Goldsmith was so prolific that a comprehensive study of his masterworks could occupy the span of years. One lightly studied but sumptuous score is Medicine Man (1992). The film concerns two research scientists searching for a cure for cancer in the Amazon jungle. On album, the cue called “The Trees” is one of Goldsmith’s finest. It begins as a playful melody on violin, accented by harp and piano. Then, with a cymbal crash, the melody rises to a gorgeous crescendo. The rainforest is given sweeping orchestral voice.
Another forgotten gem in Goldsmith’s oeuvre is his music for The Russia House (1990), an adaptation of a John Le Carré novel. The film’s spy games between the Soviet Union, England, and the United States are underscored by jazz. The saxophone sizzles, the bass rumbles, and the violins pine. Every shade of gray in Le Carré’s world is evident.
Goldsmith could score films of military conquest, space exploration, and superheroism. He could also write music for jibes and giggles. His penultimate score was for Looney Tunes: Back in Action (2003).

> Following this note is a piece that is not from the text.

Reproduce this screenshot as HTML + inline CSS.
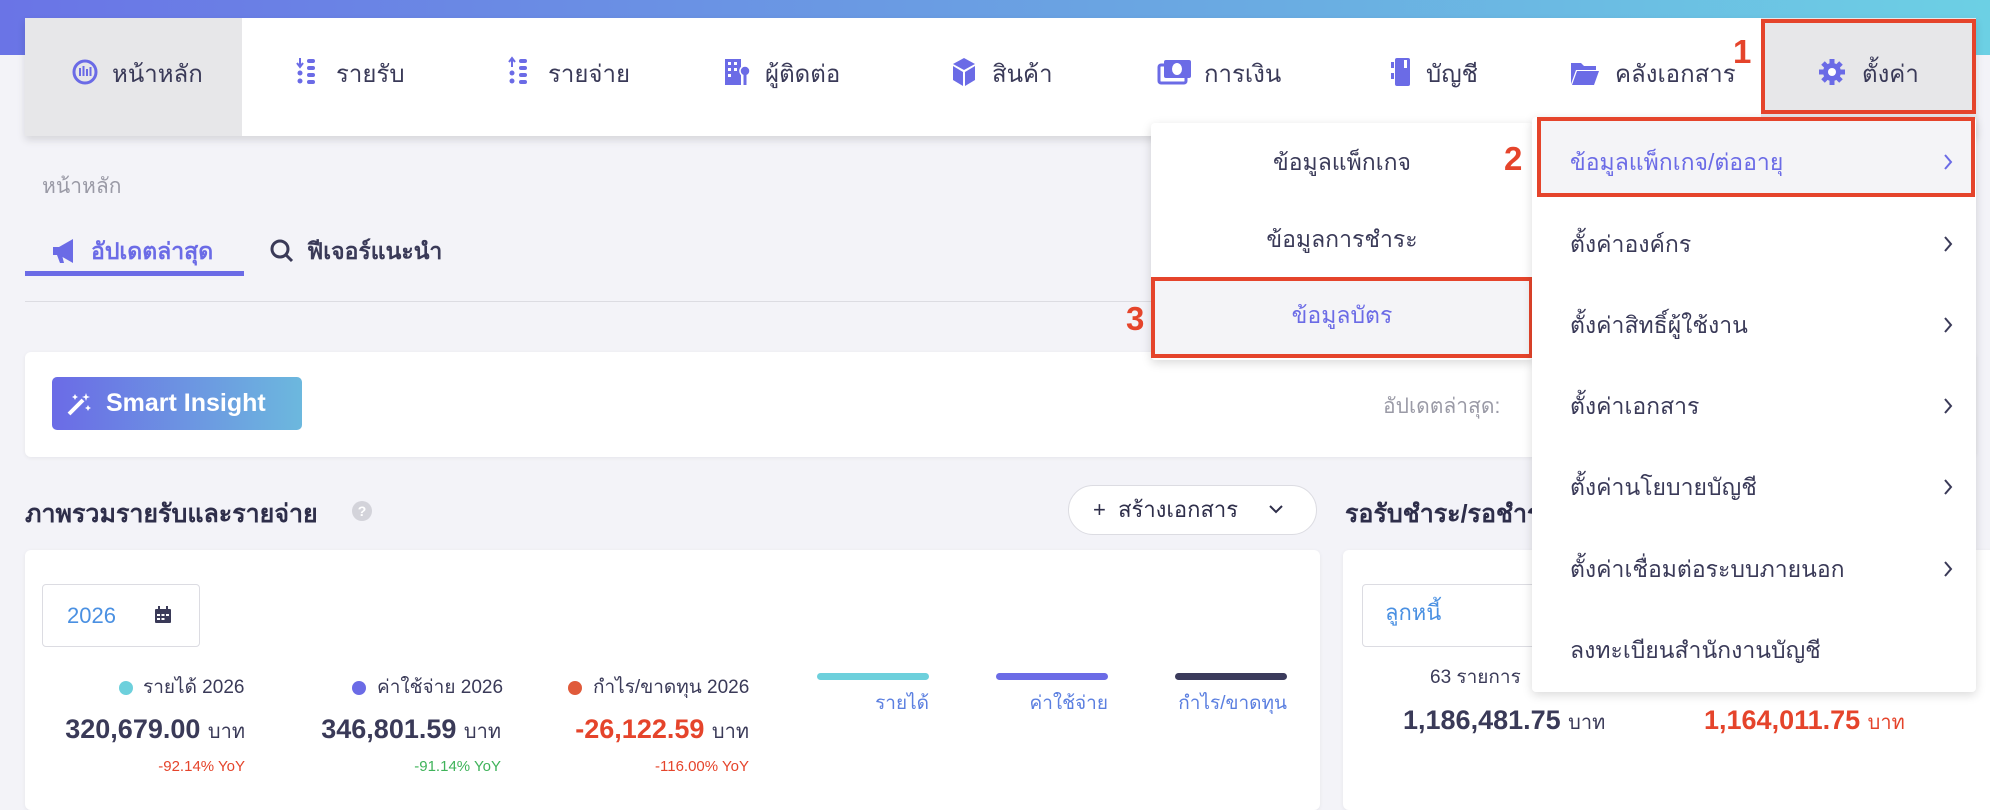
<!DOCTYPE html>
<html><head><meta charset="utf-8"><style>
*{box-sizing:border-box;margin:0;padding:0}
body{width:1990px;height:784px;overflow:hidden;background:#f3f3f8;font-family:"Liberation Sans","Noto Sans CJK SC",sans-serif;color:#3a3a58;position:relative}
.a{position:absolute}
.top{left:0;top:0;width:1990px;height:55px;background:linear-gradient(90deg,#6a74e6,#6aa8e2 60%,#6cd0e4)}
.nav{left:25px;top:18px;width:1951px;height:118px;background:#fff;box-shadow:0 4px 8px rgba(0,0,0,.12)}
.ni{top:57px;font-size:24px;line-height:36px;color:#3a3a58;white-space:nowrap}
.red{border:4px solid #e5442b}
.num{color:#e5442b;font-weight:bold;font-size:33px;line-height:33px}
.dd{background:#fff;box-shadow:0 3px 10px rgba(0,0,0,.15);border-radius:4px}
.mi{font-size:23px;color:#3a3a58;white-space:nowrap;line-height:32px}
.card{background:#fff;border-radius:6px;box-shadow:0 1px 4px rgba(0,0,0,.06)}
.lbl{font-size:19px;color:#3a3a58;white-space:nowrap;line-height:24px}
.val{font-size:27px;font-weight:bold;color:#3a3a58;white-space:nowrap;line-height:32px}
.val span{font-weight:normal;font-size:20px}
.yoy{font-size:15px;white-space:nowrap;line-height:20px}
.dot{width:14px;height:14px;border-radius:50%}
.cv{position:absolute;left:1942px;width:12px;height:20px}
</style></head><body>
<div class="a top"></div>
<div class="a nav"></div>
<div class="a" style="left:25px;top:18px;width:217px;height:118px;background:#e7e7e9"></div>
<div class="a" style="left:1761px;top:18px;width:215px;height:118px;background:#e7e7e9"></div>

<svg class="a" style="left:71px;top:56px" width="28" height="32" viewBox="0 0 28 32"><circle cx="14" cy="16" r="11" fill="none" stroke="#6b6be6" stroke-width="3"/><path d="M9 12v8M12.5 10v10M16 13v7M19.5 11v9" stroke="#6b6be6" stroke-width="2"/></svg>
<svg class="a" style="left:296px;top:56px" width="22" height="32" viewBox="0 0 22 32"><path d="M4 2v8M1 7l3 4 3-4" stroke="#6b6be6" stroke-width="2" fill="none"/><g fill="#6b6be6"><circle cx="4" cy="17" r="2.5"/><circle cx="4" cy="25" r="2.5"/><rect x="11" y="3" width="8" height="4" rx="2"/><rect x="11" y="10" width="8" height="4" rx="2"/><rect x="11" y="17" width="8" height="4" rx="2"/><rect x="11" y="24" width="8" height="4" rx="2"/></g></svg>
<svg class="a" style="left:508px;top:56px" width="22" height="32" viewBox="0 0 22 32"><path d="M4 11V3M1 6l3-4 3 4" stroke="#6b6be6" stroke-width="2" fill="none"/><g fill="#6b6be6"><circle cx="4" cy="17" r="2.5"/><circle cx="4" cy="25" r="2.5"/><rect x="11" y="3" width="8" height="4" rx="2"/><rect x="11" y="10" width="8" height="4" rx="2"/><rect x="11" y="17" width="8" height="4" rx="2"/><rect x="11" y="24" width="8" height="4" rx="2"/></g></svg>
<svg class="a" style="left:724px;top:57px" width="28" height="30" viewBox="0 0 28 30"><rect x="1" y="2" width="16" height="26" fill="#6b6be6"/><g fill="#fff"><rect x="4" y="5" width="3" height="3"/><rect x="10" y="5" width="3" height="3"/><rect x="4" y="11" width="3" height="3"/><rect x="10" y="11" width="3" height="3"/><rect x="4" y="17" width="3" height="3"/></g><circle cx="21" cy="14" r="5" fill="#6b6be6" stroke="#fff" stroke-width="1.5"/><path d="M21 18v10" stroke="#6b6be6" stroke-width="3"/></svg>
<svg class="a" style="left:951px;top:57px" width="26" height="30" viewBox="0 0 26 30"><path d="M13 1L24 7 13 13 2 7z" fill="#6b6be6"/><path d="M2 9l10 6v14L2 23z M24 9l-10 6v14l10-6z" fill="#6b6be6"/></svg>
<svg class="a" style="left:1157px;top:58px" width="36" height="28" viewBox="0 0 36 28"><rect x="7" y="2" width="27" height="18" rx="2" fill="#6b6be6"/><rect x="2" y="7" width="27" height="18" rx="2" fill="none" stroke="#6b6be6" stroke-width="3"/><ellipse cx="20" cy="11" rx="5" ry="6" fill="#fff"/></svg>
<svg class="a" style="left:1390px;top:57px" width="22" height="30" viewBox="0 0 22 30"><rect x="5" y="1" width="15" height="28" rx="2" fill="#6b6be6"/><rect x="1" y="5" width="3" height="6" fill="#6b6be6"/><rect x="1" y="16" width="3" height="6" fill="#6b6be6"/><rect x="14" y="3" width="3" height="8" fill="#fff"/></svg>
<svg class="a" style="left:1570px;top:60px" width="30" height="26" viewBox="0 0 30 26"><path d="M1 3h10l3 3h12v4H6L1 24z" fill="#6b6be6"/><path d="M7 11h22l-5 14H2z" fill="#6b6be6"/></svg>
<svg class="a" style="left:1818px;top:58px" width="28" height="28" viewBox="0 0 28 28"><circle cx="14" cy="14" r="9" fill="#6b6be6"/><g stroke="#6b6be6" stroke-width="5"><path d="M14 1v26M1 14h26M5 5l18 18M23 5L5 23"/></g><circle cx="14" cy="14" r="4" fill="#fff"/></svg>

<div class="a ni" style="left:112px">หน้าหลัก</div>
<div class="a ni" style="left:336px">รายรับ</div>
<div class="a ni" style="left:548px">รายจ่าย</div>
<div class="a ni" style="left:765px">ผู้ติดต่อ</div>
<div class="a ni" style="left:992px">สินค้า</div>
<div class="a ni" style="left:1204px">การเงิน</div>
<div class="a ni" style="left:1426px">บัญชี</div>
<div class="a ni" style="left:1615px">คลังเอกสาร</div>
<div class="a ni" style="left:1862px">ตั้งค่า</div>

<div class="a" style="left:42px;top:170px;font-size:21px;color:#9a9aa6">หน้าหลัก</div>
<svg class="a" style="left:51px;top:237px" width="28" height="28" viewBox="0 0 28 28"><path d="M2 10h6l14-8v24L8 18H2z" fill="#6b6be6"/><path d="M6 18l3 8h4l-2-8z" fill="#6b6be6"/></svg>
<div class="a" style="left:91px;top:234px;font-size:23px;font-weight:bold;color:#6b6be6">อัปเดตล่าสุด</div>
<svg class="a" style="left:269px;top:238px" width="26" height="26" viewBox="0 0 26 26"><circle cx="11" cy="11" r="8" fill="none" stroke="#3a3a58" stroke-width="3"/><path d="M17 17l6 6" stroke="#3a3a58" stroke-width="3"/></svg>
<div class="a" style="left:307px;top:234px;font-size:23px;font-weight:bold;color:#3a3a58">ฟีเจอร์แนะนำ</div>
<div class="a" style="left:25px;top:271px;width:219px;height:5px;background:#6b6be6"></div>
<div class="a" style="left:25px;top:301px;width:1951px;height:1px;background:#dcdce2"></div>

<div class="a card" style="left:25px;top:352px;width:1951px;height:105px"></div>
<div class="a" style="left:52px;top:377px;width:250px;height:53px;border-radius:5px;background:linear-gradient(90deg,#6b6be6,#6cb8de)"></div>
<svg class="a" style="left:66px;top:391px" width="26" height="26" viewBox="0 0 26 26"><path d="M3 23L17 9" stroke="#fff" stroke-width="4"/><path d="M20 2l1 3 3 1-3 1-1 3-1-3-3-1 3-1zM9 3l1 2 2 1-2 1-1 2-1-2-2-1 2-1zM22 14l1 2 2 1-2 1-1 2-1-2-2-1 2-1z" fill="#fff"/></svg>
<div class="a" style="left:106px;top:389px;font-size:25px;font-weight:bold;color:#fff">Smart Insight</div>
<div class="a" style="left:1383px;top:390px;font-size:21px;color:#9a9aa6">อัปเดตล่าสุด:</div>

<div class="a" style="left:25px;top:494px;font-size:25px;font-weight:bold;color:#2e2e4a">ภาพรวมรายรับและรายจ่าย</div>
<div class="a" style="left:352px;top:501px;width:20px;height:20px;border-radius:50%;background:#d3d3da;color:#fff;font-size:14px;text-align:center;line-height:20px;font-weight:bold">?</div>
<div class="a" style="left:1068px;top:485px;width:249px;height:50px;border-radius:25px;background:#fff;border:1px solid #dcdce2;font-size:22px;line-height:48px;padding-left:24px;color:#2e2e4a">+&nbsp; สร้างเอกสาร</div>
<svg class="a" style="left:1268px;top:503px" width="16" height="12" viewBox="0 0 16 12"><path d="M2 3l6 6 6-6" fill="none" stroke="#2e2e4a" stroke-width="2"/></svg>
<div class="a" style="left:1345px;top:494px;font-size:25px;font-weight:bold;color:#2e2e4a;white-space:nowrap">รอรับชำระ/รอชำระ</div>

<div class="a card" style="left:25px;top:550px;width:1295px;height:260px"></div>
<div class="a" style="left:42px;top:584px;width:158px;height:63px;border:1px solid #dcdce2;border-radius:4px;font-size:22px;color:#4a90e2;line-height:61px;padding-left:24px">2026</div>
<svg class="a" style="left:154px;top:606px" width="18" height="18" viewBox="0 0 18 18"><rect x="1" y="3" width="16" height="14" rx="1" fill="#3a3a58"/><rect x="4" y="0" width="2" height="4" fill="#3a3a58"/><rect x="12" y="0" width="2" height="4" fill="#3a3a58"/><g fill="#fff"><rect x="3" y="8" width="3" height="2"/><rect x="7.5" y="8" width="3" height="2"/><rect x="12" y="8" width="3" height="2"/><rect x="3" y="12" width="3" height="2"/><rect x="7.5" y="12" width="3" height="2"/></g></svg>

<div class="a dot" style="left:119px;top:681px;background:#6dd0dc"></div>
<div class="a lbl" style="left:143px;top:676px">รายได้ 2026</div>
<div class="a val" style="left:58px;top:713px;width:187px;text-align:right">320,679.00 <span>บาท</span></div>
<div class="a yoy" style="left:100px;top:757px;width:145px;text-align:right;color:#e5442b">-92.14% YoY</div>

<div class="a dot" style="left:352px;top:681px;background:#6b6be6"></div>
<div class="a lbl" style="left:377px;top:676px">ค่าใช้จ่าย 2026</div>
<div class="a val" style="left:300px;top:713px;width:201px;text-align:right">346,801.59 <span>บาท</span></div>
<div class="a yoy" style="left:350px;top:757px;width:151px;text-align:right;color:#3fb35a">-91.14% YoY</div>

<div class="a dot" style="left:568px;top:681px;background:#e05a3a"></div>
<div class="a lbl" style="left:593px;top:676px">กำไร/ขาดทุน 2026</div>
<div class="a val" style="left:540px;top:713px;width:209px;text-align:right;color:#e5442b">-26,122.59 <span style="color:#3a3a58">บาท</span></div>
<div class="a yoy" style="left:600px;top:757px;width:149px;text-align:right;color:#e5442b">-116.00% YoY</div>

<div class="a" style="left:817px;top:673px;width:112px;height:7px;border-radius:4px;background:#6dd0dc"></div>
<div class="a" style="left:996px;top:673px;width:112px;height:7px;border-radius:4px;background:#6b6be6"></div>
<div class="a" style="left:1175px;top:673px;width:112px;height:7px;border-radius:4px;background:#3b3b5c"></div>
<div class="a lbl" style="left:800px;top:692px;width:129px;text-align:right;color:#5b7fe0">รายได้</div>
<div class="a lbl" style="left:979px;top:692px;width:129px;text-align:right;color:#5b7fe0">ค่าใช้จ่าย</div>
<div class="a lbl" style="left:1140px;top:692px;width:147px;text-align:right;color:#5b7fe0">กำไร/ขาดทุน</div>

<div class="a card" style="left:1343px;top:550px;width:700px;height:260px"></div>
<div class="a" style="left:1362px;top:584px;width:250px;height:63px;border:1px solid #dcdce2;border-radius:4px;font-size:22px;color:#4a90e2;line-height:56px;padding-left:22px">ลูกหนี้</div>
<div class="a lbl" style="left:1430px;top:666px">63 รายการ</div>
<div class="a val" style="left:1403px;top:704px">1,186,481.75 <span>บาท</span></div>
<div class="a val" style="left:1704px;top:704px;color:#e5442b">1,164,011.75 <span style="color:#e5442b">บาท</span></div>

<div class="a dd" style="left:1151px;top:123px;width:382px;height:237px"></div>
<div class="a mi" style="left:1151px;top:146px;width:382px;text-align:center">ข้อมูลแพ็กเกจ</div>
<div class="a mi" style="left:1151px;top:223px;width:382px;text-align:center">ข้อมูลการชำระ</div>
<div class="a" style="left:1151px;top:277px;width:382px;height:81px;background:#f4f4f7"></div>
<div class="a mi" style="left:1151px;top:299px;width:382px;text-align:center;color:#6b6be6">ข้อมูลบัตร</div>
<div class="a red" style="left:1151px;top:277px;width:382px;height:81px"></div>

<div class="a dd" style="left:1532px;top:117px;width:444px;height:575px"></div>
<div class="a" style="left:1537px;top:117px;width:438px;height:80px;background:#f4f4f7"></div>
<div class="a mi" style="left:1570px;top:146px;color:#6b6be6">ข้อมูลแพ็กเกจ/ต่ออายุ</div>
<svg class="cv" style="top:152px" viewBox="0 0 12 20"><path d="M3 3l6 7-6 7" fill="none" stroke="#6b6be6" stroke-width="2"/></svg>
<div class="a mi" style="left:1570px;top:228px">ตั้งค่าองค์กร</div>
<svg class="cv" style="top:234px" viewBox="0 0 12 20"><path d="M3 3l6 7-6 7" fill="none" stroke="#3a3a58" stroke-width="2"/></svg>
<div class="a mi" style="left:1570px;top:309px">ตั้งค่าสิทธิ์ผู้ใช้งาน</div>
<svg class="cv" style="top:315px" viewBox="0 0 12 20"><path d="M3 3l6 7-6 7" fill="none" stroke="#3a3a58" stroke-width="2"/></svg>
<div class="a mi" style="left:1570px;top:390px">ตั้งค่าเอกสาร</div>
<svg class="cv" style="top:396px" viewBox="0 0 12 20"><path d="M3 3l6 7-6 7" fill="none" stroke="#3a3a58" stroke-width="2"/></svg>
<div class="a mi" style="left:1570px;top:471px">ตั้งค่านโยบายบัญชี</div>
<svg class="cv" style="top:477px" viewBox="0 0 12 20"><path d="M3 3l6 7-6 7" fill="none" stroke="#3a3a58" stroke-width="2"/></svg>
<div class="a mi" style="left:1570px;top:553px">ตั้งค่าเชื่อมต่อระบบภายนอก</div>
<svg class="cv" style="top:559px" viewBox="0 0 12 20"><path d="M3 3l6 7-6 7" fill="none" stroke="#3a3a58" stroke-width="2"/></svg>
<div class="a mi" style="left:1570px;top:634px">ลงทะเบียนสำนักงานบัญชี</div>
<div class="a red" style="left:1537px;top:117px;width:438px;height:80px"></div>

<div class="a red" style="left:1761px;top:19px;width:215px;height:95px"></div>
<div class="a num" style="left:1733px;top:35px">1</div>
<div class="a num" style="left:1504px;top:142px">2</div>
<div class="a num" style="left:1126px;top:302px">3</div>
</body></html>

Goldsmith’s taste in humor was broad and conducive to storytelling. According to Film Score Monthly, he once described an occasion when producers balked at his music at a preview screening. “When the producers asked what might be wrong with the film, they eventually concluded that it was the fact that the music was written in a minor key. The solution came when the studio (MGM) directed its music department to write no further music with any minor chords!” Another story of his involved “some producer who thought all one had to do to get a French flavored score was to use more French horns!”
Goldsmith’s talent and productivity inspired respect and perhaps a little awe from colleagues. Director Joe Dante, nine-time collaborator with Goldsmith, recalled, “I don’t know if I’ve worked with any geniuses in this business, but if I have, it would be Jerry. The scope and breadth of what Jerry achieved in his career is just phenomenal. He was the luckiest find I ever made in movies. He was just so brilliant.” Henry Mancini, himself a virtuoso composer known for his Pink Panther theme, said of Goldsmith: “He has instilled two things in his colleagues in this town. One is, he keeps us honest, and the other one is, he scares the hell out of us.”
Goldsmith rarely defined his compositional method. Admirers were forced to listen to his music and wonder how and why. When he sat down to write, Goldsmith counted on his emotional intelligence and instincts to lead him to the right music. Of the score for Planet of the Apes (1968), he said, “You have to be careful that the music slides into a scene, plays a scene, enhances a scene, but is not intruding on a scene. And there is a difference. It’s not an intellectual difference, it’s an emotional difference.” On composing QB VII (1974), a TV miniseries about the Holocaust, Goldsmith explained, “I have to go by my instincts in whatever I do. They’re much more reliable than my conscious mind.”
Method is for the head; Goldsmith wrote for the heart. He made melodies the way Shakespeare made plays—with vision for life’s multifarious tapestry. Both artists opened wells of tragedy, history, comedy, and romance at the whim of their pen. Shakespeare wrote for the groundings and for the king; Goldsmith scored Bugs Bunny and King Arthur.
Goldsmith excelled at the grandest canvass. He wrote for starships accelerating to light speed and vanishing in a brilliance of white. To journey through his music is to journey without end.